December 7, 2010
Wincor Nixdorf AG and IBM Corp. have announced that they will establish a joint competency center in Toronto to serve Canada's retail banks, which are the world's strongest financially.
The competency center will develop software solutions for Canadian banks. This will include Wincor Nixdorf's Cash Cycle Management solutions, which are designed to reduce the expense associated with cash handling.
Paderborn, Germany-based Wincor Nixdorf demonstrated its cash handling system (CINEO C6030 Automated Teller Safe and CINEO ATM) at BAI Retail Delivery last October in Las Vegas.

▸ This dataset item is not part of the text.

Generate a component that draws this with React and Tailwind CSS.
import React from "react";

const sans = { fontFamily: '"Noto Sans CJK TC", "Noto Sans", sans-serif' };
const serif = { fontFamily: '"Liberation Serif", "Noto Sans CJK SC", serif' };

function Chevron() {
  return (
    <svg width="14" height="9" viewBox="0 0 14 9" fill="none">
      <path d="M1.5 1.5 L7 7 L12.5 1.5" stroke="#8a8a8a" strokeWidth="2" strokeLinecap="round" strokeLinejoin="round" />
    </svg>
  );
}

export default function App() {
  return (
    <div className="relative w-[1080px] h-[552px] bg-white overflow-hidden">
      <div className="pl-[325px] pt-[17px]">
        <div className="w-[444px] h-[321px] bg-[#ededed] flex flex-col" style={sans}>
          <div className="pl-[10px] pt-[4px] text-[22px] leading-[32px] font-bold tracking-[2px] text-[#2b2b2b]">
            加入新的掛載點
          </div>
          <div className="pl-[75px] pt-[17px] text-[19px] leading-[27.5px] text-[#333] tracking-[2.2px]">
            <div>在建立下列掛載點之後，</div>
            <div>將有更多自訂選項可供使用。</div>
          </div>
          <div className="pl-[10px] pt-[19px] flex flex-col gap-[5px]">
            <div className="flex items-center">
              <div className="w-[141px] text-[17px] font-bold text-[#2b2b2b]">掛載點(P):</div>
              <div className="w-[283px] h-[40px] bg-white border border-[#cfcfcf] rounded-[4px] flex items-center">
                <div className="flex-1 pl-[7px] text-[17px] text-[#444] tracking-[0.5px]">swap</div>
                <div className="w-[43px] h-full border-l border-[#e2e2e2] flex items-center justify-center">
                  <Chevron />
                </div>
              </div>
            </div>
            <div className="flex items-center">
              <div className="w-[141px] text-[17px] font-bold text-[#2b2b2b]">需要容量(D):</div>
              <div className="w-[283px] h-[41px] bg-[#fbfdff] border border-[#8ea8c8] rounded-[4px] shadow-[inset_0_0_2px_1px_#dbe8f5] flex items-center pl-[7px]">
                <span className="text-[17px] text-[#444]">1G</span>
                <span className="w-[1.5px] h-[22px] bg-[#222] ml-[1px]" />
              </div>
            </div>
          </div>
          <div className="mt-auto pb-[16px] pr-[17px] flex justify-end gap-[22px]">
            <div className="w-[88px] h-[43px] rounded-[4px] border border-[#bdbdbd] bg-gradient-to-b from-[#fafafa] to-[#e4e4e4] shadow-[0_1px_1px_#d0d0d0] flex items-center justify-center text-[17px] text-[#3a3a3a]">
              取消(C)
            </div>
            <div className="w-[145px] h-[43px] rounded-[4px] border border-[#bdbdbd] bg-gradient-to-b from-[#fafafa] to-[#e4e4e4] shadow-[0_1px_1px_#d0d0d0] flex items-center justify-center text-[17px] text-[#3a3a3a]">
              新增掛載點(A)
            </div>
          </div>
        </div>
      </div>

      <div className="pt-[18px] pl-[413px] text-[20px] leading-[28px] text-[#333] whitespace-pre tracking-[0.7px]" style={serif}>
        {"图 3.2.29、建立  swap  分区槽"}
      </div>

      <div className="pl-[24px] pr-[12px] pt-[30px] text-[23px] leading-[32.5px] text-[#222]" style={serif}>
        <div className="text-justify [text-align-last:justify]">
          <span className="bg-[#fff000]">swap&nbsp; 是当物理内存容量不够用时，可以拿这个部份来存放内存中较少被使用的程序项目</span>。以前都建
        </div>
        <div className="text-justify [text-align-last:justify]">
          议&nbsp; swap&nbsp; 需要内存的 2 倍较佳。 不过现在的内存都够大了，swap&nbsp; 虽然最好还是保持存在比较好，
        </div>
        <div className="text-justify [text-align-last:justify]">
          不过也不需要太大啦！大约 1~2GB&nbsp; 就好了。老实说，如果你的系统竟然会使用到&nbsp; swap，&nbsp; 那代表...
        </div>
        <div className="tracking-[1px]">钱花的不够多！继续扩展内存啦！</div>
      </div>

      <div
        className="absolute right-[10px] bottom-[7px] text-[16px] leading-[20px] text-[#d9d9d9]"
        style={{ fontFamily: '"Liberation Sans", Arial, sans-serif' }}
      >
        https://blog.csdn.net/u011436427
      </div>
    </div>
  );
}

The machines reduce the need for armored car services to deposit and pick up cash, and they eliminate the need for bank tellers to count and recount cash. The CINEO line, an acronym for Cash Intelligent NEO or New, uses interchangeable banknote-holding cassettes that can store up to 2,200 banknotes. If one of the ATM cassettes runs out of banknotes, bank employees replace it with a cassette from the automated teller safe.
Canada's banks are open to the idea of more efficient cash handling because many of them employ automated teller safes, said Wincor Nixdorf officials.
"We want to introduce the banks to the next level of sophisticated cash management," said Juergen Kisters, who on January 1 will become general manager of Wincor Nixdorf Canada. Kisters will work with Sean McCarthy, self-service executive for IBM Canada.
Wincor Nixdorf and IBM, which is based in Armonk, N.Y., have worked together for over 11 years. The two men will manage separate teams, but they will collaborate on software development. IBM will continue to provide Wincor Nixdorf hardware for retail banking and self-service environments, the branch business and cash management.
"Our joint portfolio will cover every aspect of IT needed for retail banking, enhancing our Canadian leadership position for self-service," Wincor Nixdorf officials said. Wincor Nixdorf is involved in discussions with several unnamed banks to persuade them to test CINEO's cash recycling system, Kisters said.
Gil Luria, senior vice president of equity research at Wedbush Securities in Los Angeles, said this is a major development for Wincor Nixdorf.
"This represents nice progress for Wincor on two fronts—their move into North America and their cash management initiative. Both of these are important for Wincor's ability to grow over the next few years," Luria said.
Canada has 738 banks, and they are financially the strongest in the world.
"Lending institutions in the U.S. have received direct-government capital injections totaling almost $250 billion. The government of the United Kingdom has put more than $125 billion into its banks. The Netherlands: almost $53 billion. France $26 billion. Ireland $29 billion. Germany has set aside $107 billion," Nancy Hughes Anthony, president and CEO of the Canadian Bankers Association, said in a speech in April.
"How many Canadian banks have collapsed? Zero," Hughes Anthony said. "And the total amount of taxpayer dollars used to bailout Canadian banks? Zero. Both Moody's and the World Economic Forum have named Canada's banks as the strongest and most financially secure in the world. For two years now."
There were 17,255 bank-owned ATMs in Canada as of Oct. 31, 2009, according the Canadian Bankers Association, which is based in Toronto. There were a total of 58,200 ATMs nationwide. A 2010 technology survey by the Canadian Bankers Association found that ATMs are the primary means of banking for 23 percent of Canadians.
Last year, Canada's banks spent $5.8 billion on technology, said Andrew Addison, a spokesperson for the Canadian Bankers Association.